Populists v Plutocrats

There’s an interesting article in today’s DomPost headlined “Delight and horror at rise of ‘comrade'”. It details how Democrat Bill de Blasio is almost 40 points clear of his Republican rival in the race for Mayor of New York City. Bill de Blasio is no Third Way Democrat – the article starts:

His parents were investigated for communist sympathies. An anti-apartheid poster hangs on his kitchen wall. His wife is black and a former lesbian. He loves Europe’s social democrats, admires Latin American liberation theology and is poised to confound the conservative trend in US politics by sweeping to an improbable triumph as the next Mayor of New York in this week’s elections.

I can’t link to the article, it’s not on the Stuff website, perhaps because it is sourced from the Sunday Times and so will be behind a Murdoch paywall. But this article titled “Plutocrats vs Populists” by Chrystia Freeland in today’s New York Times is worth a read as she makes some interesting points. Here’s a few tasters:

The limits of plutocratic politics, at both ends of the ideological spectrum, are being tested.
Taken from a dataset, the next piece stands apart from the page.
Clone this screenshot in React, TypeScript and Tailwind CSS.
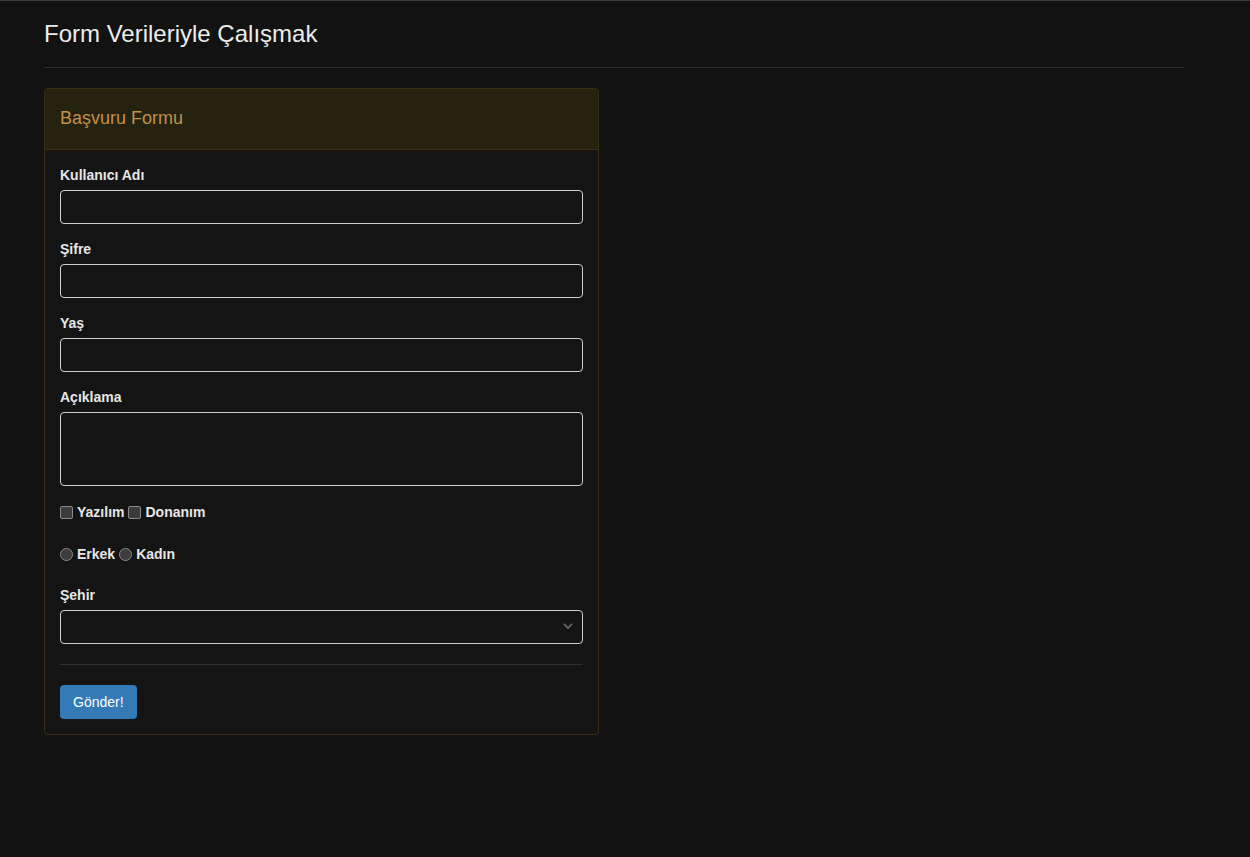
import React from 'react';

const labelCls = 'block text-[14px] leading-5 font-bold text-[#e6e6e6] mb-[5px]';
const inputCls =
  'block w-full h-[34px] rounded-[4px] border border-[#cfcfcf] bg-[#141414] px-3 text-[14px] text-[#e6e6e6] outline-none';

function Field({ label, children }: { label: string; children: React.ReactNode }) {
  return (
    <div className="mb-[15px]">
      <label className={labelCls}>{label}</label>
      {children}
    </div>
  );
}

export default function App() {
  return (
    <div
      className="min-h-[857px] bg-[#121212] border-t border-[#3a3a3a]"
      style={{ fontFamily: '"Liberation Sans", Arial, sans-serif' }}
    >
      <div className="ml-[44px] w-[1140px]">
        {/* başlık */}
        <h3 className="pt-[19px] text-[24px] leading-[27px] text-[#ececec]">Form Verileriyle Çalışmak</h3>
        <hr className="mt-[20px] border-0 border-t border-[#2e2e2e]" />

        {/* panel */}
        <div className="mt-[20px] w-[555px] rounded-[4px] border border-[#3a2e12] bg-[#141414]">
          <div className="h-[61px] flex items-center px-[15px] pb-[2px] bg-[#25220f] border-b border-[#3a2e12] rounded-t-[4px]">
            <span className="text-[18px] text-[#c0914a]">Başvuru Formu</span>
          </div>

          <div className="p-[15px]">
            <Field label="Kullanıcı Adı">
              <input type="text" className={inputCls} />
            </Field>
            <Field label="Şifre">
              <input type="password" className={inputCls} />
            </Field>
            <Field label="Yaş">
              <input type="text" className={inputCls} />
            </Field>
            <div>
              <label className={labelCls}>Açıklama</label>
              <textarea className="block w-full h-[74px] rounded-[4px] border border-[#cfcfcf] bg-[#141414] px-3 py-1.5 text-[14px] text-[#e6e6e6] outline-none resize-none" />
            </div>

            {/* checkbox */}
            <div className="mt-[16px] h-5 flex items-center text-[14px] font-bold text-[#e6e6e6]">
              <span className="w-[13px] h-[13px] rounded-[2px] border border-[#8a8a8a] bg-[#3b3b3b] mr-[4px]" />
              <span className="mr-[4px]">Yazılım</span>
              <span className="w-[13px] h-[13px] rounded-[2px] border border-[#8a8a8a] bg-[#3b3b3b] mr-[4px]" />
              <span>Donanım</span>
            </div>

            {/* radio */}
            <div className="mt-[22px] h-5 flex items-center text-[14px] font-bold text-[#e6e6e6]">
              <span className="w-[13px] h-[13px] rounded-full border border-[#8a8a8a] bg-[#3b3b3b] mr-[4px]" />
              <span className="mr-[4px]">Erkek</span>
              <span className="w-[13px] h-[13px] rounded-full border border-[#8a8a8a] bg-[#3b3b3b] mr-[4px]" />
              <span>Kadın</span>
            </div>

            <div className="mt-[21px]">
              <label className={labelCls}>Şehir</label>
              <div className="relative">
                <div className={inputCls} />
                <svg
                  className="absolute right-[10px] top-[13px]"
                  width="10"
                  height="7"
                  viewBox="0 0 10 7"
                  fill="none"
                  stroke="#5a6068"
                  strokeWidth="2"
                >
                  <path d="M1 1l4 4 4-4" />
                </svg>
              </div>
            </div>

            <hr className="mt-[20px] mb-[20px] border-0 border-t border-[#2e2e2e]" />

            <button className="h-[34px] px-[13px] rounded-[4px] bg-[#337ab7] text-white text-[14px]">Gönder!</button>
          </div>
        </div>
      </div>
    </div>
  );
}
That’s a surprise.

Business leaders of the postwar era were individually weaker but collectively more effective; C.E.O. salaries were relatively lower, but the voice of business in the national conversation was much more potent, perhaps in part because it was less exclusively self-interested.

Surging income inequality doesn’t create just an economic divide. The gap is cultural and social, too. Plutocrats inhabit a different world from everyone else, with different schools, different means of travel, different food, even different life expectancies. The technocratic solutions to public-policy problems they deliver from those Olympian heights arrive in a wrapper of remote benevolence. Plutocrats are no more likely to send their own children to the charter schools they champion than they are to need the malaria cures they support.

People might not mind that if the political economy were delivering for society as a whole. But it is not: wages for 70 percent of the work force have stagnated, unemployment is high and many people with jobs feel insecure about them and about their retirement.

Plutocrats, as well as the rest of us, need to rise to this larger challenge, to find solutions that work on the global scale at which business already operates. The other task is to fully engage in retail, bottom-up politics — not just to sell those carefully thought-through, data-based technocratic solutions but to figure out what they should be in the first place.

Mr. de Blasio will be the next mayor of New York because he built a constituency among those who are losing out and those who sympathize with them. Politics in the winner-take-all economy don’t have to be extremist and nasty, but they have to grow out of, and speak for, the 99 percent. The pop-up political movements that come so naturally to the plutocrats won’t be enough.

Food for thought indeed. It strikes me that the most important poll conducted in New Zealand in the last few months was by far the largest in sample size, even though many decried its extent. The local body elections in October saw identifiably Labour mayors elected in Auckland, Rotorua and Christchurch, and a Green mayor in Wellington. Masterton’s  new mayor Lyn Middleton  told us in the DomPost last week that she was currently reading Max Rashbrooke’s “The Crisis of Inequality” and would have Helen Clark as one of her  dinner guests.

It may well be that the 99 percent in New Zealand as well do want politicians that grow out of and sympathise with them – in Chrystia Freeland’s words, who provide “retail, bottom-up politics.” It’s about engaging, listening, identifying the issues where they are felt the keenest and devising solutions that are inclusive. Liberation.

Perhaps Bill de Blasio is the harbinger of a return to social values at the local level. The last word goes to him:

He denies that he has ever been a card-carrying Marxist but last week he told New York magazine: “My grounding in progressive movements is pretty solid and it continues to be a way I think about the world. I don’t think there’s any question about where I come from ideologically.”

To quote Yogi Berra, the great Yankees catcher: “Whould’a thunk it?”